• PROBLEM TO WORK ON
Reproduce exactly, and nothing else, the lines from the one that contains "Generate a component" through the one that contains "import React from 'react';". Leave the pictures out.

• EXTRACTED DATA
──────────────────────────────

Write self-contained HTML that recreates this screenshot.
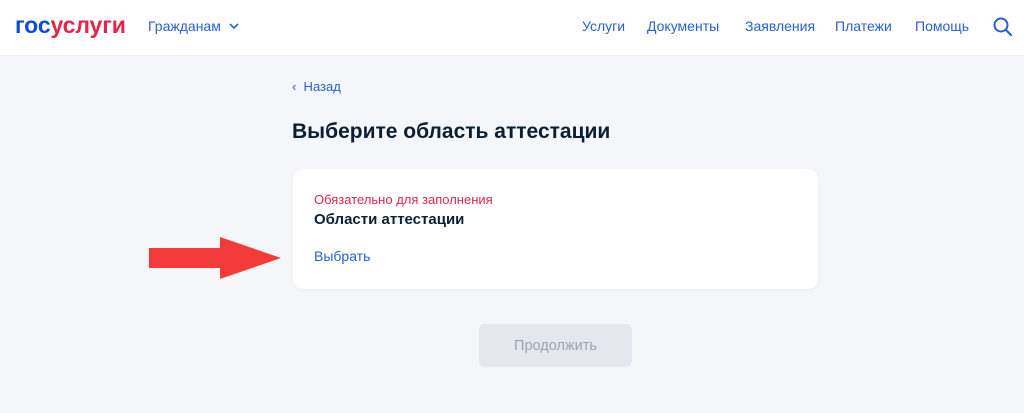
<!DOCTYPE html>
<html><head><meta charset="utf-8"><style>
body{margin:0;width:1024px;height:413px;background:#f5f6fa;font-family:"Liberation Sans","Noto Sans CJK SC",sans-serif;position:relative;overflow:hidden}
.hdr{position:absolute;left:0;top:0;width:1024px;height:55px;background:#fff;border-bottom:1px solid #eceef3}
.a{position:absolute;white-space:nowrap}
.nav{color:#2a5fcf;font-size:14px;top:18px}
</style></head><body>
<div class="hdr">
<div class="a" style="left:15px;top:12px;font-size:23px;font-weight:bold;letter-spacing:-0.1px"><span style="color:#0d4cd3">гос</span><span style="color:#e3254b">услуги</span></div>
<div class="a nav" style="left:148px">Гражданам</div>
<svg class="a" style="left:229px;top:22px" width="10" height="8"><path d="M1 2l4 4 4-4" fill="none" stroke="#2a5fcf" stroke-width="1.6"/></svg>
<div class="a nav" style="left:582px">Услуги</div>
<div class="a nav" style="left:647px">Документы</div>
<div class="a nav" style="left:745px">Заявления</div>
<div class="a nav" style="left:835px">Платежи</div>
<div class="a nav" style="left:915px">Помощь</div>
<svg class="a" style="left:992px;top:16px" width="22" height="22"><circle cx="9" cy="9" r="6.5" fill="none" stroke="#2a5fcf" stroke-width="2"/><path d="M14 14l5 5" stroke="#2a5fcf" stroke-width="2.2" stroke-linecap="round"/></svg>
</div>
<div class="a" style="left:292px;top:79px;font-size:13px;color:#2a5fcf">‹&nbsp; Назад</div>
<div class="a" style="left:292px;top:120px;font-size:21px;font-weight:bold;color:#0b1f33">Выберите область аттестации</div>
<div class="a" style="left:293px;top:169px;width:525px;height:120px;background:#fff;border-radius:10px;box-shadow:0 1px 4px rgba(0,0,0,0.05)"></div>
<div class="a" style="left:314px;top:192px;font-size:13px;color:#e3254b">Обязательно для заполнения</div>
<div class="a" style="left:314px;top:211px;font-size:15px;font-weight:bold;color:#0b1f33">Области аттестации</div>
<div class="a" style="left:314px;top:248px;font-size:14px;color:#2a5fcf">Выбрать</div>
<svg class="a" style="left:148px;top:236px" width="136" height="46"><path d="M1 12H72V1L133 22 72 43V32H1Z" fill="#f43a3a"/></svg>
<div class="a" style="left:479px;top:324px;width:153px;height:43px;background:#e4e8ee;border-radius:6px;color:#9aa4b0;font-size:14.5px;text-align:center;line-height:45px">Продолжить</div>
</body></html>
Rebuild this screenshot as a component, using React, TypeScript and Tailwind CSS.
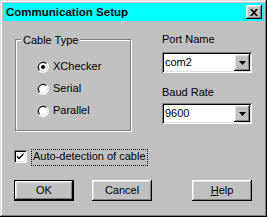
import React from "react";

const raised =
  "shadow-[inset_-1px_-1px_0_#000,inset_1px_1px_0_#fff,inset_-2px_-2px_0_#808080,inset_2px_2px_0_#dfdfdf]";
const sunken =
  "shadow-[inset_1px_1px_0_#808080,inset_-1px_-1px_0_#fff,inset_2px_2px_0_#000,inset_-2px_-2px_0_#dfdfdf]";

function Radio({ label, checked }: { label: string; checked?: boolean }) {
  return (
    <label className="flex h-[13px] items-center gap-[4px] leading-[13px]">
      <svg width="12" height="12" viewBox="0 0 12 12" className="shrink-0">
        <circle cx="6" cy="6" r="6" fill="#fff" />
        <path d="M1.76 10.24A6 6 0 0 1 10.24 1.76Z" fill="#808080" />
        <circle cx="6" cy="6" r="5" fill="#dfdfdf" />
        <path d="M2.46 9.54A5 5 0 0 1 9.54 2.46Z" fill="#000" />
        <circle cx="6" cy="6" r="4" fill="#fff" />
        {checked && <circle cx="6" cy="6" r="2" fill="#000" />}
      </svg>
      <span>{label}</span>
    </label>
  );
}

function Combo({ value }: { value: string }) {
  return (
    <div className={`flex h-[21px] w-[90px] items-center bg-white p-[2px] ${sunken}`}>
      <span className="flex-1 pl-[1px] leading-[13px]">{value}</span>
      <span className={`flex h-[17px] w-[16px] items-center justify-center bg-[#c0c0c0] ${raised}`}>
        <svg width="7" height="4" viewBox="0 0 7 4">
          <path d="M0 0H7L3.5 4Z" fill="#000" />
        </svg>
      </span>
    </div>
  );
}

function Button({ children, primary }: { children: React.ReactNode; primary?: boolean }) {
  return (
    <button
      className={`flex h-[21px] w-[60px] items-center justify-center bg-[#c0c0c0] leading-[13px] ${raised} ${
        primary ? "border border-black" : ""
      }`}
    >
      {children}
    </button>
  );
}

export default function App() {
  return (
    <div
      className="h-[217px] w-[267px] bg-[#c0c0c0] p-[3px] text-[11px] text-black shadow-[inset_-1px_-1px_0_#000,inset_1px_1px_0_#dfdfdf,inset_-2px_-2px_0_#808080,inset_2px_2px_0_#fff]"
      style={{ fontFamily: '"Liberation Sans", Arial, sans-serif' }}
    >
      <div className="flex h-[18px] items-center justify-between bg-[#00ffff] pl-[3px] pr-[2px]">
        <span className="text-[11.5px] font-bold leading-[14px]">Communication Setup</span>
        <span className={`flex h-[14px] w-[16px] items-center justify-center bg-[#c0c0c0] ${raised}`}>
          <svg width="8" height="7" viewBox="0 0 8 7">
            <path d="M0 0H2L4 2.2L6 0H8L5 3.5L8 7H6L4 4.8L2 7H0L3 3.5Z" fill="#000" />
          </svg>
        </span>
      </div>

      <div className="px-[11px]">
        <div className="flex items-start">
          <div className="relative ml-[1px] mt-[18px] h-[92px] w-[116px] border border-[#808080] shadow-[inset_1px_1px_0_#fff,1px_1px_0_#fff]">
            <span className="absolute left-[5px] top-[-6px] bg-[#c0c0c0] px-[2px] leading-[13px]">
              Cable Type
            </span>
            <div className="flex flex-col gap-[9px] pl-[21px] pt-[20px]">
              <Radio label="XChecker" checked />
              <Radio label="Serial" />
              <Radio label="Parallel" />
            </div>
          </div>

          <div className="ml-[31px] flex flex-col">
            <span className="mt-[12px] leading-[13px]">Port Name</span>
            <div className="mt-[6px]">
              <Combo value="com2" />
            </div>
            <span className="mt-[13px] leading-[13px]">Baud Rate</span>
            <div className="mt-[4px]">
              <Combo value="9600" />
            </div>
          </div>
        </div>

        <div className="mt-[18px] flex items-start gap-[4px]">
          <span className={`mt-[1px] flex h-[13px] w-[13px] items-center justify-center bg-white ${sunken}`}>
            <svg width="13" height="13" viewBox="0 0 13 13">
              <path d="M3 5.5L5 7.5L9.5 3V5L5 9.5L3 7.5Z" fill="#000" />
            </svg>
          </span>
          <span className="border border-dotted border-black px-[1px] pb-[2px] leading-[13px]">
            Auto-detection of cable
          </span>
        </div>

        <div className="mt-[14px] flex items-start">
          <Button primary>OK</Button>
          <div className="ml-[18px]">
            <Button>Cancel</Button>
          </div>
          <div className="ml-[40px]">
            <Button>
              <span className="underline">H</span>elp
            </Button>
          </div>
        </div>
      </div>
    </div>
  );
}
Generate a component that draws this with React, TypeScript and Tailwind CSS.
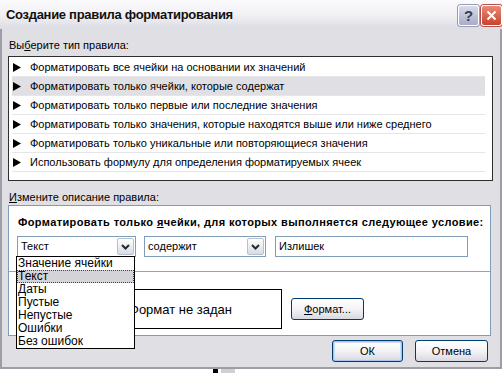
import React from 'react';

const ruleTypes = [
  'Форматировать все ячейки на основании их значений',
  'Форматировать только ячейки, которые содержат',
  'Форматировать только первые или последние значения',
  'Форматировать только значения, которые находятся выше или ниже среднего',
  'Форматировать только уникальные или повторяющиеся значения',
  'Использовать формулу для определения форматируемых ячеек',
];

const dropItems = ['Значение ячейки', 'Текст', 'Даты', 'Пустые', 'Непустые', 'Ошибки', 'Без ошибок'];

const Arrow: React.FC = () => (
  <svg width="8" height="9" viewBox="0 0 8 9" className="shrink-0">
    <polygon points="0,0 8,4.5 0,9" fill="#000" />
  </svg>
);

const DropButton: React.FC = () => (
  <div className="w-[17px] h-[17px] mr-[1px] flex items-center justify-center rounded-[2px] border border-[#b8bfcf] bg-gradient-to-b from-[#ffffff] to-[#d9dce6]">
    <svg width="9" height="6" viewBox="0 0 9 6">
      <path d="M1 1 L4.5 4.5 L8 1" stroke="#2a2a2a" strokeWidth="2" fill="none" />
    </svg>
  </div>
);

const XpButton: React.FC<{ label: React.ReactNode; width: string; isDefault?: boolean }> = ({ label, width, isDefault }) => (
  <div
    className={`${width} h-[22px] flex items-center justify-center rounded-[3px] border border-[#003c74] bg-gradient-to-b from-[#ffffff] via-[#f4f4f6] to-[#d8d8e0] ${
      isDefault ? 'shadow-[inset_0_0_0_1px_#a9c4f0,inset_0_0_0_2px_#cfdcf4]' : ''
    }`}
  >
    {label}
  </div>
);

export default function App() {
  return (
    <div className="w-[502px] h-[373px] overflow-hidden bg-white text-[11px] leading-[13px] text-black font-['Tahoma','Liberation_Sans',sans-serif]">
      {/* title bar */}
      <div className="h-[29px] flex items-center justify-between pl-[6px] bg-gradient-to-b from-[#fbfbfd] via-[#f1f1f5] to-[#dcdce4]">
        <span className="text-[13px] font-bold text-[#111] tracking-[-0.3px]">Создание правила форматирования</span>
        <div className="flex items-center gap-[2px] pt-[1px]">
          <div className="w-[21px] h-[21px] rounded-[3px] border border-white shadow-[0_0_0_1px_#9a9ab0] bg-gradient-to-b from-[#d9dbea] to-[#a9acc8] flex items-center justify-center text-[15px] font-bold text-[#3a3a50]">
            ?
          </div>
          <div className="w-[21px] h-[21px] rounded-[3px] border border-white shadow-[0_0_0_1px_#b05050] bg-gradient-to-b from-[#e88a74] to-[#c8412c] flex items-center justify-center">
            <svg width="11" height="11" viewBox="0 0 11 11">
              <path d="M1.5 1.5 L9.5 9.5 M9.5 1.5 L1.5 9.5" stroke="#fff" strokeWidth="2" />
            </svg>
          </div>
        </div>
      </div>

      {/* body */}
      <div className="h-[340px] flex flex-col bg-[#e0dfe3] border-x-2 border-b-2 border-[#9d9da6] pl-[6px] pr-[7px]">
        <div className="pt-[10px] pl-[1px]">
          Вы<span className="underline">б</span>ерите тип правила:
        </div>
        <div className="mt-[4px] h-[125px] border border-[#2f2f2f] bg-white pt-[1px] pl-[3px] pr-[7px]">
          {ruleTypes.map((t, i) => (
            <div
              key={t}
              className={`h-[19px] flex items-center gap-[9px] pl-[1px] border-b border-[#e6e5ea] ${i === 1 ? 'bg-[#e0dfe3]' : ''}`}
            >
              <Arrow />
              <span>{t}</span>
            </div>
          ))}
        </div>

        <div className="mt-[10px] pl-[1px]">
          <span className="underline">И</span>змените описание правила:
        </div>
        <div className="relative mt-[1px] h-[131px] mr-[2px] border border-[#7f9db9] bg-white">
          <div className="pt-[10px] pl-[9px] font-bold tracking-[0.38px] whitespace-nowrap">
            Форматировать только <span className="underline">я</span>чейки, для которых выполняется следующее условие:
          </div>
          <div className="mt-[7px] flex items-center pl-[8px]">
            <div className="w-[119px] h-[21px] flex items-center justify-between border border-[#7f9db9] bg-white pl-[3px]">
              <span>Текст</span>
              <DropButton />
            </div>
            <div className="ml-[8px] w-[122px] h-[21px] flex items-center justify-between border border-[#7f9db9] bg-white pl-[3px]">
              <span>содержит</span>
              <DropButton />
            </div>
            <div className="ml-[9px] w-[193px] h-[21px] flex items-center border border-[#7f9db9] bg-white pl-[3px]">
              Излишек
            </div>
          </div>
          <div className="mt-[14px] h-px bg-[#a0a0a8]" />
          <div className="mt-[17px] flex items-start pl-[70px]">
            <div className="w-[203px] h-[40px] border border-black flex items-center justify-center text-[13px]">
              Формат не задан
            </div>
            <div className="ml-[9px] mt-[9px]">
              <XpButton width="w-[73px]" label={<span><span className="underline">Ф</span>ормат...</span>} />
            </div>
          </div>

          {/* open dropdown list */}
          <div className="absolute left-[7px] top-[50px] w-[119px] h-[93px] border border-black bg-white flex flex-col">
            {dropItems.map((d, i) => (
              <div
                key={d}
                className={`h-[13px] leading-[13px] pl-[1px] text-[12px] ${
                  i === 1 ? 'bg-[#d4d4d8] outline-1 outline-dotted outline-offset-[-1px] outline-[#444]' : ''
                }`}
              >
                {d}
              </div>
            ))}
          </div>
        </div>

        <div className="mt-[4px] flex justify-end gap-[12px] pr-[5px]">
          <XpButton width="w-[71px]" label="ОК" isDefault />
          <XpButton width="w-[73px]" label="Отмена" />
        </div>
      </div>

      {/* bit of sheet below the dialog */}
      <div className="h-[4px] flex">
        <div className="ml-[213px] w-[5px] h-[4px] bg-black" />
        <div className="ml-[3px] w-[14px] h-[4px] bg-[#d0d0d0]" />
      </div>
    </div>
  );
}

──────────────────────────────

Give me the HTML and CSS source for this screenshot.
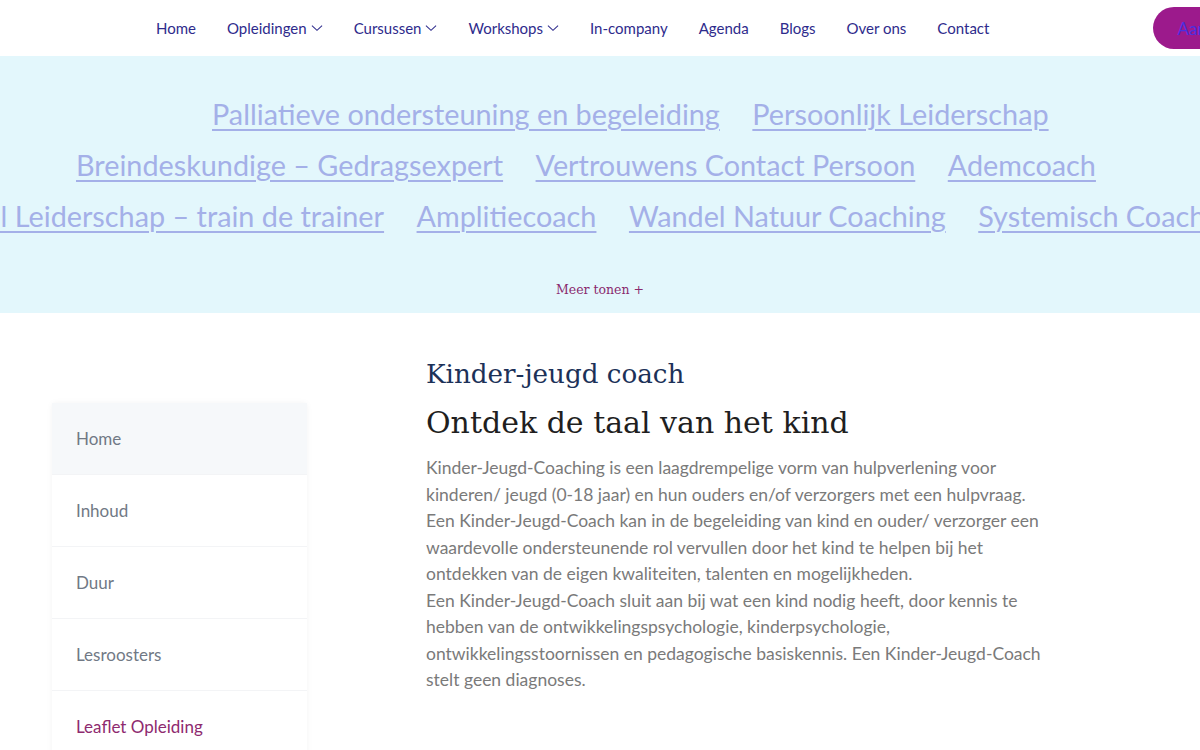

──────────────────────────────

• ANSWER TO THIS EXERCISE
Generate a component that draws this with React, TypeScript and Tailwind CSS.
import React from 'react';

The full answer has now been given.